Aliás, estes novos caçadores, de teclado em punho, começaram já a apontar as suas armas mortíferas em direção a meliantes que ainda não tiveram oportunidade de se corromperem, na ânsia de serem os primeiros a sacar o troféu.

O meu medo é que neste clima, ninguém com dois dedos de testa se queira sujeitar a este suposto “escrutínio democrático”, mas que na realidade faria as delícias de qualquer agente da Pide /DGS. Ou seja, que os mais capazes não estejam para tamanha chatice, sabendo à partida que ninguém vai acreditar que ali estão por genuíno serviço público, e a profecia acabe por se cumprir.

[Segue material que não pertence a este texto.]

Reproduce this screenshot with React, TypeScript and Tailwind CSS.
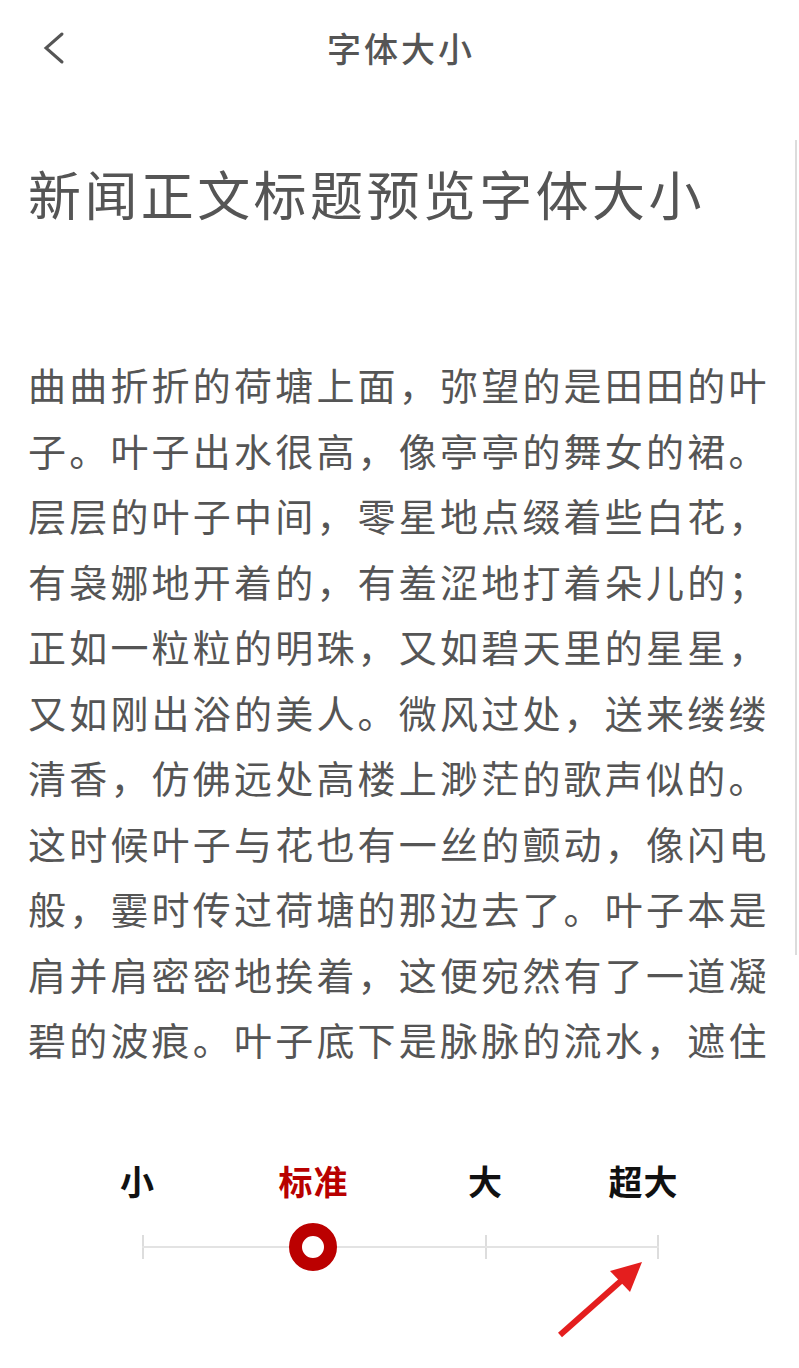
import React from "react";

const lines = [
  "曲曲折折的荷塘上面，弥望的是田田的叶",
  "子。叶子出水很高，像亭亭的舞女的裙。",
  "层层的叶子中间，零星地点缀着些白花，",
  "有袅娜地开着的，有羞涩地打着朵儿的；",
  "正如一粒粒的明珠，又如碧天里的星星，",
  "又如刚出浴的美人。微风过处，送来缕缕",
  "清香，仿佛远处高楼上渺茫的歌声似的。",
  "这时候叶子与花也有一丝的颤动，像闪电",
  "般，霎时传过荷塘的那边去了。叶子本是",
  "肩并肩密密地挨着，这便宛然有了一道凝",
  "碧的波痕。叶子底下是脉脉的流水，遮住",
];

const sizes = [
  { label: "小", ml: "ml-[97px]", active: false },
  { label: "标准", ml: "ml-[96px]", active: true },
  { label: "大", ml: "ml-[92px]", active: false },
  { label: "超大", ml: "ml-[78px]", active: false },
];

export default function App() {
  return (
    <div
      className="relative h-[1368px] w-[799px] overflow-hidden bg-white text-[#555555]"
      style={{ fontFamily: '"Noto Sans CJK SC", "Noto Sans", sans-serif' }}
    >
      {/* header */}
      <div className="grid h-[96px] grid-cols-[120px_1fr_120px] items-center">
        <div className="pl-[42px]">
          <svg width="24" height="34" viewBox="0 0 24 34" fill="none">
            <path d="M20 3 L4 17 L20 31" stroke="#555" strokeWidth="3" strokeLinecap="round" strokeLinejoin="miter" />
          </svg>
        </div>
        <div className="pl-[3px] text-center text-[34px] font-medium leading-none tracking-[3px]">字体大小</div>
        <div />
      </div>

      {/* title */}
      <div className="mt-[61px] whitespace-nowrap px-[28px] text-[53px] leading-[72px] tracking-[3.4px]">
        新闻正文标题预览字体大小
      </div>

      {/* body preview */}
      <div className="mt-[122px] px-[28px] text-[38px] leading-[65.5px] tracking-[3.2px]">
        {lines.map((line) => (
          <div key={line} className="whitespace-nowrap">
            {line}
          </div>
        ))}
      </div>

      {/* size picker */}
      <div className="mt-[89px]">
        <div className="flex h-[40px] items-center">
          {sizes.map((s) => (
            <div
              key={s.label}
              className={`${s.ml} w-[80px] shrink-0 pl-[1px] text-center text-[34px] font-semibold leading-none tracking-[1px] ${
                s.active ? "text-[#b80000]" : "text-[#111111]"
              }`}
            >
              {s.label}
            </div>
          ))}
        </div>
        <div className="relative ml-[142px] mt-[22px] h-[48px] w-[517px]">
          <div className="absolute left-0 right-0 top-[23px] h-[2px] bg-[#e3e3e3]" />
          <div className="flex h-full items-center justify-between">
            <div className="h-[24px] w-[2px] bg-[#dddddd]" />
            <div className="h-[24px] w-[2px] bg-transparent" />
            <div className="h-[24px] w-[2px] bg-[#dddddd]" />
            <div className="h-[24px] w-[2px] bg-[#dddddd]" />
          </div>
          <div className="absolute left-[147px] top-0 h-[48px] w-[48px] rounded-full border-[13px] border-[#bb0000] bg-white" />
        </div>
      </div>

      {/* annotation arrow */}
      <svg className="absolute left-[550px] top-[1255px]" width="100" height="90" viewBox="550 1255 100 90">
        <line x1="560" y1="1335" x2="622" y2="1280" stroke="#e41e1e" strokeWidth="6" />
        <polygon points="642,1262 610,1271 630,1292" fill="#e41e1e" />
      </svg>

      {/* scrollbar */}
      <div className="absolute left-[795px] top-[140px] h-[815px] w-[2px] bg-[#dcdcdc]" />
    </div>
  );
}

O resultado será que só os mais fracos de cabeça, com menos mundo e experiência, e com os bolsos vazios, se disponham a aceitar as dores de cabeça que estes lugares inevitavelmente acarretam.

Porque, convenhamos, só alguém com muita fome e sede pode considerar que um jantar, mesmo no melhor restaurante, ou uma garrafa do mais caro champagne, compensam uma vida de intermináveis reuniões com sindicalistas que não têm a menor intenção de chegar a um acordo, “dialogar” com quem imagina que os cofres do Estado são uma delegação da caixa de multibanco onde os pais lhes iam buscar a semanada, ou partir em périplos de corta-fitas de canis municipais ou de incubadoras unicórnio. A sério, temos de ser mais humildes e menos desconfiados — pela minha parte, agradeço desde já a todos os que queimam as pestanas a velarem o melhor que sabem pela minha vida, enquanto aproveito para ver mais um episódio de uma série, com os pés pousados em cima da mesa.